**Written problem**
Gather, from the listing beneath this task, every line holding the string "index".

**Data extract**
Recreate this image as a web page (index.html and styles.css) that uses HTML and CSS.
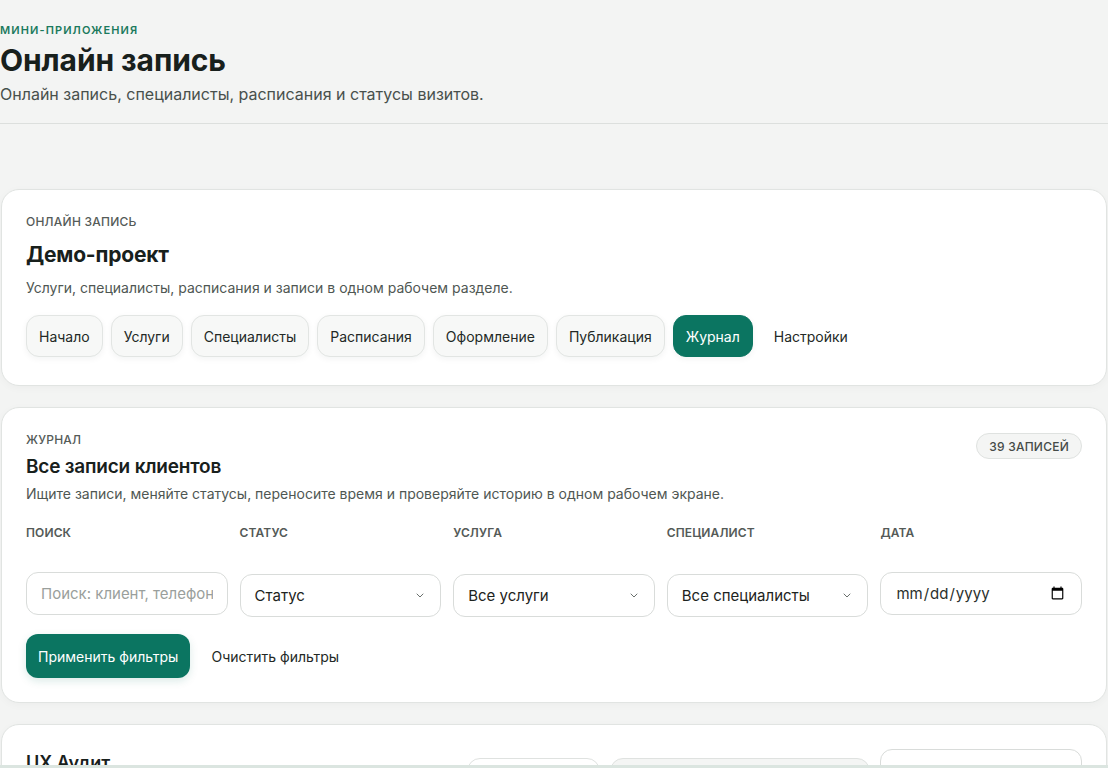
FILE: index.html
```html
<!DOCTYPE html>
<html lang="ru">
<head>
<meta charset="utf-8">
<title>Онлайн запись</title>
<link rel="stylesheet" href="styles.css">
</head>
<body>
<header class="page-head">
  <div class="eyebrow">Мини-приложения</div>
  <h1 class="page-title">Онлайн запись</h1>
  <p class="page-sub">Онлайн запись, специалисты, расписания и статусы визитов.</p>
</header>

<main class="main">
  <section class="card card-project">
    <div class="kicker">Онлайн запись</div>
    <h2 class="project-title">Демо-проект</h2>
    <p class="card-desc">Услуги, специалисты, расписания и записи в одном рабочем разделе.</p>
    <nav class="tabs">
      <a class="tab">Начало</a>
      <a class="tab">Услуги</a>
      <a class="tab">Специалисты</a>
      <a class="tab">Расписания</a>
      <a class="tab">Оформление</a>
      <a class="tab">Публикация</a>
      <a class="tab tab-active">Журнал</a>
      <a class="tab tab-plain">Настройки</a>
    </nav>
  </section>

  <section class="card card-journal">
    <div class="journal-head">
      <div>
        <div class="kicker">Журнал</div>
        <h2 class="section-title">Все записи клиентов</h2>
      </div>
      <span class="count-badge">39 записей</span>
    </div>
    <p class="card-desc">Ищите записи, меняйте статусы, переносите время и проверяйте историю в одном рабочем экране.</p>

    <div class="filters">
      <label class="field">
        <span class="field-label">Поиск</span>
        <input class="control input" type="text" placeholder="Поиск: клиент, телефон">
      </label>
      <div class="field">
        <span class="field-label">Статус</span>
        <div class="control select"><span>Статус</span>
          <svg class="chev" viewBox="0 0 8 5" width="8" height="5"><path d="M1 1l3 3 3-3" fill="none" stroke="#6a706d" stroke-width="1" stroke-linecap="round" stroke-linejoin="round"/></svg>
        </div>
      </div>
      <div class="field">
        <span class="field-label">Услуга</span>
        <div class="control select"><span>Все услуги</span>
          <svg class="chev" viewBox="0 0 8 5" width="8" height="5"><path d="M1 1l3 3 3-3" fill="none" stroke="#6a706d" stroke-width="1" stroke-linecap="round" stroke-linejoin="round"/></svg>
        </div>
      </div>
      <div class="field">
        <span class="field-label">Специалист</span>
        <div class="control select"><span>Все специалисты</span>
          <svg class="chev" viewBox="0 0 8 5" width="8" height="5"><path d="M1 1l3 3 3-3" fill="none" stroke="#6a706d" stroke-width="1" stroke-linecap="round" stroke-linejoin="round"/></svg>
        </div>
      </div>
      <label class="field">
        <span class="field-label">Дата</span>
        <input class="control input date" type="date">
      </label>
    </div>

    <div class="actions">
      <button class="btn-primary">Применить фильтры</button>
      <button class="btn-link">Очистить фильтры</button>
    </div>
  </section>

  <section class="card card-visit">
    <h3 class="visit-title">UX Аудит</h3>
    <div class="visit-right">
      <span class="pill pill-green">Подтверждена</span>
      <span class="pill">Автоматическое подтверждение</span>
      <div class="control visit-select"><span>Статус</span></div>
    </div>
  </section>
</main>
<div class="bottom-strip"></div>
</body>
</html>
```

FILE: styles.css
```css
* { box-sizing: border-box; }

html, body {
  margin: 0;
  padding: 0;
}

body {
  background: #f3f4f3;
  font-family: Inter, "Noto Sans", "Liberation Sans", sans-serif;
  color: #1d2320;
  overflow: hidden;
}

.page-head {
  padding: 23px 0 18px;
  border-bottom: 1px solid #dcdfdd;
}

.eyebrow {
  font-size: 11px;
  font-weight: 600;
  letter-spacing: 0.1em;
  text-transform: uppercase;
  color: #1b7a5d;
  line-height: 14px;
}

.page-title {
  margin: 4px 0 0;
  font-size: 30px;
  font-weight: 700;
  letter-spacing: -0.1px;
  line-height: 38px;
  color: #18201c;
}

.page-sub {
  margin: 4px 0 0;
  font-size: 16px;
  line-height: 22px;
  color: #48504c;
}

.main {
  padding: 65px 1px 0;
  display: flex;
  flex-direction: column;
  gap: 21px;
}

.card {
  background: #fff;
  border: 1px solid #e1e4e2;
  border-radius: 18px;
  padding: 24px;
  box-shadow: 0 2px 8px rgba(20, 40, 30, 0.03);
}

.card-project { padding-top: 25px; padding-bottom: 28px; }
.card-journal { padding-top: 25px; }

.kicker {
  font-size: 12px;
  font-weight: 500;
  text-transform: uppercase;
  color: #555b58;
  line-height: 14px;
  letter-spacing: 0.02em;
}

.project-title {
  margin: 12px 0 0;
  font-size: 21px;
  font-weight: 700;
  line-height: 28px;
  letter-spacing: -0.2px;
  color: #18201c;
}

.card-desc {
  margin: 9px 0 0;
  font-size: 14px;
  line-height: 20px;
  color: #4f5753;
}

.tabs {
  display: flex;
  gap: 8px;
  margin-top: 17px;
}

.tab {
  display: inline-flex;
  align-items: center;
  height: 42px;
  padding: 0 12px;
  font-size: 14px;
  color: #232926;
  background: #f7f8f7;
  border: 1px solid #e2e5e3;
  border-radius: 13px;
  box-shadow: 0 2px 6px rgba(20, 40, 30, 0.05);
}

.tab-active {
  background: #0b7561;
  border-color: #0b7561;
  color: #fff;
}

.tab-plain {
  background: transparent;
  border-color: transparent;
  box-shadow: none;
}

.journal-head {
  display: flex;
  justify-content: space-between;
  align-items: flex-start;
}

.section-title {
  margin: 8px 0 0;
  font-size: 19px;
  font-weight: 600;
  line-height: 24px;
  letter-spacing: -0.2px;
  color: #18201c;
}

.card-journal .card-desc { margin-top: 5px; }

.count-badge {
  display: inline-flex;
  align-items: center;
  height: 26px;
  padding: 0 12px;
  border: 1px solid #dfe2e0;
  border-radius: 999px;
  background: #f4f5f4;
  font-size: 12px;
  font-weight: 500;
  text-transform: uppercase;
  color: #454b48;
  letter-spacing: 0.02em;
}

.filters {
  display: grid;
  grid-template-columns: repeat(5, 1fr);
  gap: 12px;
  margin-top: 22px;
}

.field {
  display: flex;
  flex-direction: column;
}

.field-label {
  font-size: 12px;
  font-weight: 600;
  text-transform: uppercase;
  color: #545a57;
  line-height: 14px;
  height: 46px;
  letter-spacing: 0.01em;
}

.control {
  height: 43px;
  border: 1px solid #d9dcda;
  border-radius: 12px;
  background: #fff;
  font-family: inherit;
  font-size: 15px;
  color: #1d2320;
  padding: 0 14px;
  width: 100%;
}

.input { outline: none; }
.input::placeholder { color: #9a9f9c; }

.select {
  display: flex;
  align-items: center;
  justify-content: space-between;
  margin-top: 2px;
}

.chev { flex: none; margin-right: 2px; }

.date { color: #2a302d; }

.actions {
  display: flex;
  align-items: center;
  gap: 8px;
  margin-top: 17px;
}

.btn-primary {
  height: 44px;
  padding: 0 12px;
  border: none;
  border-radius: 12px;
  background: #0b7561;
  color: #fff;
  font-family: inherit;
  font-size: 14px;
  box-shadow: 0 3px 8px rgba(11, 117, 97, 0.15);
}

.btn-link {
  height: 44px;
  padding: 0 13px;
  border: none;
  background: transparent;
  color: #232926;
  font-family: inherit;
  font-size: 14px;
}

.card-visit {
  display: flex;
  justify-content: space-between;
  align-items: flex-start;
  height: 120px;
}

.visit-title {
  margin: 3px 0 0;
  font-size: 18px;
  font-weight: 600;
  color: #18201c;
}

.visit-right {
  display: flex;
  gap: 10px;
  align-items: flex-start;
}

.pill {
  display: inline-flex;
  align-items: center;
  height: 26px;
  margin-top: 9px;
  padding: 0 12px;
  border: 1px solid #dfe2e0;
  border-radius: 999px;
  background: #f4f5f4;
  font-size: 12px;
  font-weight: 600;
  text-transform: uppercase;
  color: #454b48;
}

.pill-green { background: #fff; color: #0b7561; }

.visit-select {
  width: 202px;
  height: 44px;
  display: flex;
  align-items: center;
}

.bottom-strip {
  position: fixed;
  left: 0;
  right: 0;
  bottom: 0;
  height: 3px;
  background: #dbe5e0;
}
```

**Answer below**
Recreate this image as a web page (index.html and styles.css) that uses HTML and CSS.
FILE: index.html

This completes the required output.